→ INSTRUCTION
Look through the material and copy each line holding "index".

→ GIVEN DATA

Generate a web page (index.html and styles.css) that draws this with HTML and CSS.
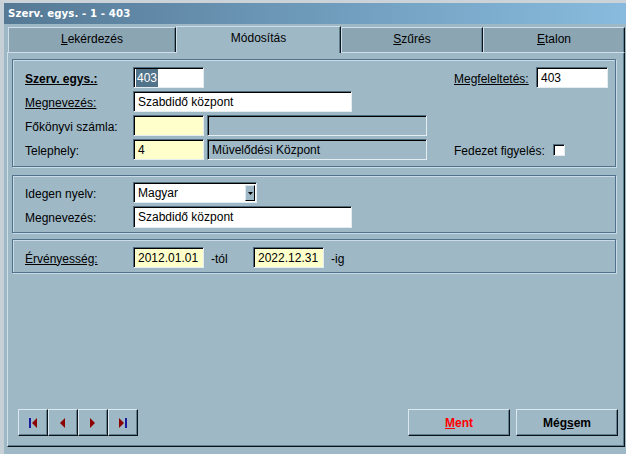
FILE: index.html
```html
<!DOCTYPE html>
<html lang="hu">
<head>
<meta charset="utf-8">
<title>Szerv. egys. - 1 - 403</title>
<link rel="stylesheet" href="styles.css">
</head>
<body>
<div class="window">
  <div class="titlebar">Szerv. egys. - 1 - 403</div>
  <div class="client">
    <div class="tabs">
      <div class="tab t1"><u>L</u>ekérdezés</div>
      <div class="tab t2 active">Módosítás</div>
      <div class="tab t3"><u>S</u>zűrés</div>
      <div class="tab t4"><u>E</u>talon</div>
    </div>
    <div class="page">
      <div class="group g1">
        <div class="row">
          <span class="label bold"><u>Szerv. egys.:</u></span>
          <span class="field white w-short"><span class="sel">403</span></span>
          <span class="right">
            <span class="label rlabel"><u>Megfeleltetés:</u></span>
            <span class="field white w-meg">403</span>
          </span>
        </div>
        <div class="row">
          <span class="label"><u>Megnevezés:</u></span>
          <span class="field white w-long">Szabdidő központ</span>
        </div>
        <div class="row">
          <span class="label">Főkönyvi számla:</span>
          <span class="field yellow w-short"></span>
          <span class="field gray w-desc"></span>
        </div>
        <div class="row">
          <span class="label">Telephely:</span>
          <span class="field yellow w-short">4</span>
          <span class="field gray w-desc">Müvelődési Központ</span>
          <span class="right">
            <span class="label flabel">Fedezet figyelés:</span>
            <span class="checkbox"></span>
          </span>
        </div>
      </div>

      <div class="group g2">
        <div class="row">
          <span class="label">Idegen nyelv:</span>
          <span class="field white w-select">Magyar
            <span class="dropbtn"><svg width="5" height="3" viewBox="0 0 5 3"><path d="M0 0H5L2.5 3Z" fill="#000"/></svg></span>
          </span>
        </div>
        <div class="row r2">
          <span class="label">Megnevezés:</span>
          <span class="field white w-long h22">Szabdidő központ</span>
        </div>
      </div>

      <div class="group g3">
        <div class="row">
          <span class="label"><u>Érvényesség:</u></span>
          <span class="field yellow w-short">2012.01.01</span>
          <span class="suffix tol">-tól</span>
          <span class="field yellow w-short">2022.12.31</span>
          <span class="suffix">-ig</span>
        </div>
      </div>

      <div class="footer">
        <div class="nav">
          <button class="btn navbtn" type="button" aria-label="Első">
            <svg width="9" height="10" viewBox="0 0 9 10"><rect x="0" y="0" width="2" height="10" fill="#1a1aa0"/><path d="M8 0V10L3 5Z" fill="#8c0000"/></svg>
          </button>
          <button class="btn navbtn" type="button" aria-label="Előző">
            <svg width="6" height="10" viewBox="0 0 6 10"><path d="M5 0V10L0 5Z" fill="#8c0000"/></svg>
          </button>
          <button class="btn navbtn" type="button" aria-label="Következő">
            <svg width="6" height="10" viewBox="0 0 6 10"><path d="M0 0V10L5 5Z" fill="#8c0000"/></svg>
          </button>
          <button class="btn navbtn" type="button" aria-label="Utolsó">
            <svg width="9" height="10" viewBox="0 0 9 10"><path d="M0 0V10L5 5Z" fill="#8c0000"/><rect x="6" y="0" width="2" height="10" fill="#1a1aa0"/></svg>
          </button>
        </div>
        <div class="actions">
          <button class="btn textbtn save" type="button"><u>M</u>ent</button>
          <button class="btn textbtn" type="button">Még<u>s</u>em</button>
        </div>
      </div>
    </div>
  </div>
</div>
</body>
</html>
```
FILE: styles.css
```css
* { box-sizing: border-box; }

html, body {
  margin: 0;
  padding: 0;
  background: #ffffff;
}

body {
  font-family: "Liberation Sans", Arial, sans-serif;
  font-size: 12px;
  color: #000;
}

.window {
  width: 626px;
  height: 454px;
  border-top: 3px solid #cbd3d9;
  border-left: 4px solid #c7d0d7;
  background: #9eb8c6;
  display: flex;
  flex-direction: column;
}

.titlebar {
  height: 21px;
  line-height: 21px;
  padding-left: 4px;
  background: linear-gradient(to right, #557995, #6f9bbb 50%, #88bbdd);
  color: #fff;
  font-family: "DejaVu Sans", Verdana, sans-serif;
  font-weight: bold;
  font-size: 10.2px;
  letter-spacing: 0.1px;
}

.client {
  flex: 1;
  padding: 2px 1px 7px 3px;
  display: flex;
  flex-direction: column;
}

.tabs {
  display: flex;
  align-items: flex-end;
  height: 26px;
  margin-left: 1px;
}

.tab {
  height: 25px;
  background: #8ba5b3;
  border-top: 1px solid #cfdfe9;
  border-left: 1px solid #cfdfe9;
  border-right: 1px solid #0d1419;
  box-shadow: inset -1px 0 0 #5f7e90;
  text-align: center;
  line-height: 23px;
  font-size: 12px;
}

.t1 { width: 168px; }
.t2 { width: 165px; }
.t3 { width: 142px; }
.t4 { width: 142px; }

.tab.active {
  height: 27px;
  background: #9eb8c6;
  margin-bottom: -1px;
  position: relative;
  z-index: 1;
  border-left: 1px solid #cfdfe9;
  line-height: 22px;
  border-right: 1px solid #0d1419;
}

.page {
  flex: 1;
  border-top: 1px solid #cfdfe9;
  border-left: 1px solid #cfdfe9;
  border-right: 1px solid #0d1419;
  border-bottom: 1px solid #0d1419;
  box-shadow: inset -1px -1px 0 #5f7e90;
  padding: 6px 8px 10px 4px;
  display: flex;
  flex-direction: column;
}

.group {
  border: 1px solid #50738b;
  box-shadow: inset 1px 1px 0 #c9dbe6, 1px 1px 0 #c9dbe6;
  padding: 7px 7px 0 12px;
  display: flex;
  flex-direction: column;
  gap: 3px;
}

.g1 { height: 108px; }
.g2 { height: 58px; margin-top: 8px; padding-top: 6px; }
.g3 { height: 34px; margin-top: 6px; padding-top: 7px; }

.row {
  display: flex;
  align-items: center;
  height: 21px;
}

.label {
  width: 108px;
  flex: none;
  white-space: nowrap;
  padding-top: 2px;
}

.bold { font-weight: bold; }

.field {
  height: 21px;
  flex: none;
  border-top: 1px solid #4d6b7c;
  border-left: 1px solid #4d6b7c;
  border-right: 1px solid #e4edf2;
  border-bottom: 1px solid #e4edf2;
  box-shadow: inset 1px 1px 0 #000;
  padding: 0 3px 0 4px;
  line-height: 20px;
  white-space: nowrap;
  position: relative;
}

.h22 { height: 22px; }

.white { background: #ffffff; }
.yellow { background: #ffffcc; }
.gray { background: #9eb8c6; }

.w-short { width: 71px; }
.w-meg { width: 72px; }
.w-long { width: 219px; }
.w-desc { width: 220px; margin-left: 3px; }
.w-select { width: 124px; }

.sel {
  display: inline-block;
  background: #52748b;
  color: #fff;
  line-height: 18px;
  margin-left: -2px;
  padding: 0 1px;
}

.right {
  margin-left: auto;
  width: 154px;
  display: flex;
  align-items: center;
}

.rlabel { width: 82px; }
.flabel { width: 99px; }

.checkbox {
  width: 12px;
  height: 12px;
  background: #fff;
  border-top: 1px solid #4d6b7c;
  border-left: 1px solid #4d6b7c;
  border-right: 1px solid #e4edf2;
  border-bottom: 1px solid #e4edf2;
  box-shadow: inset 1px 1px 0 #000;
  margin-top: 1px;
}

.dropbtn {
  position: absolute;
  right: 1px;
  top: 2px;
  width: 10px;
  height: 16px;
  background: #9eb8c6;
  border-top: 1px solid #dce8ef;
  border-left: 1px solid #dce8ef;
  border-right: 1px solid #000;
  border-bottom: 1px solid #000;
  display: flex;
  align-items: center;
  justify-content: center;
}

.suffix { padding: 2px 0 0 7px; width: 49px; flex: none; }
.suffix.tol { width: 49px; }

.footer {
  margin-top: auto;
  display: flex;
  justify-content: space-between;
  align-items: center;
  margin-right: -2px;
}

.nav {
  display: flex;
  margin-left: 6px;
}

.btn {
  font-family: "Liberation Sans", Arial, sans-serif;
  height: 27px;
  background: #9eb8c6;
  border-top: 1px solid #dce8ef;
  border-left: 1px solid #dce8ef;
  border-right: 1px solid #0d1419;
  border-bottom: 1px solid #0d1419;
  box-shadow: inset -1px -1px 0 #5f7e90;
  padding: 0;
  margin: 0;
  display: flex;
  align-items: center;
  justify-content: center;
}

.navbtn { width: 30px; }

.actions {
  display: flex;
  gap: 6px;
}

.textbtn {
  width: 102px;
  font-weight: bold;
  font-size: 12px;
  color: #000;
}

.save { color: #ff0000; }
```
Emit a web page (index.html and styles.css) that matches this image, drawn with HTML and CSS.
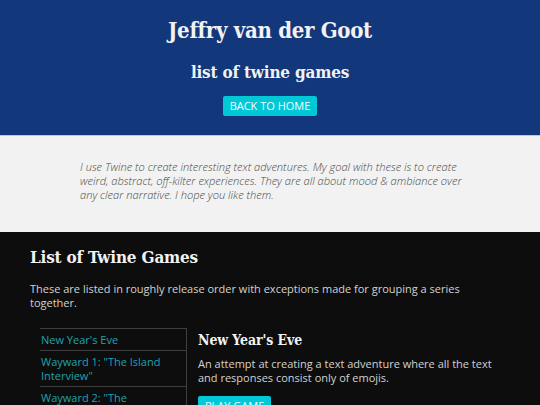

→ SOLUTION TO THIS PROBLEM
Generate a web page (index.html and styles.css) that draws this with HTML and CSS.
FILE: index.html
  z-index: 1;
Emit a web page (index.html and styles.css) that matches this image, drawn with HTML and CSS.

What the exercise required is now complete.